Ce qui reste en place
Les élus prennent soin de saluer les équipes. Brigade spécialisée de terrain de la Police nationale, police municipale, médiateurs, acteurs de la prévention. Autrement dit. Le quartier n’est pas abandonné. Des professionnels y travaillent chaque jour. Mais ce sont des forces mobiles, souvent tournées vers l’apaisement ou l’intervention. Ce n’est pas la même fonction qu’un commissariat de quartier où l’on pousse une porte. Le communiqué cherche donc à ne pas délégitimer les agents présents, tout en maintenant la pression sur l’État.
Un appel politique à l’État
Le texte est aussi une prise de position. Il dit que la commune ne peut pas, seule, compenser les manques structurels de la Police nationale.
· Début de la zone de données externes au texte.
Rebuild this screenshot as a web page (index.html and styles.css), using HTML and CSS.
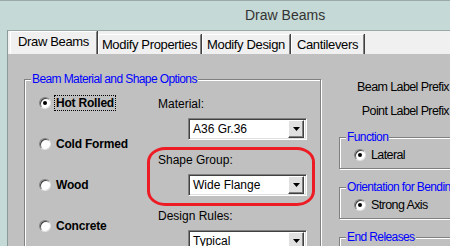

Il dit que la lutte contre les trafics et les « mafias nationales et internationales » suppose des effectifs d’enquête, du renseignement de terrain, une capacité à intervenir vite, mais aussi une présence quotidienne. En filigrane. La Ville annonce qu’elle continuera d’appuyer les demandes de renforts au niveau national pour obtenir la réouverture.
Remarque
L’actuelle ministre déléguée auprès du ministre de l’Intérieur est Marie-Pierre Vedrenne, par ailleurs candidate MoDem annoncée aux municipales de Rennes de mars 2026. Cette fermeture intervient au moment où cette dernière multiplie les apparitions publiques à Rennes et en Ille-et-Vilaine (cérémonies, commémorations, rendez-vous institutionnels). Certains esprits forts pourront supposer, à tort ou à raison, que la majorité municipale socialiste pourrait chercher, en mettant en exergue cette fermeture, à montrer qu’une ministre « rennaise » ne parvient même pas à maintenir ouvert un commissariat de quartier dans la ville qu’elle ambitionne de conquérir.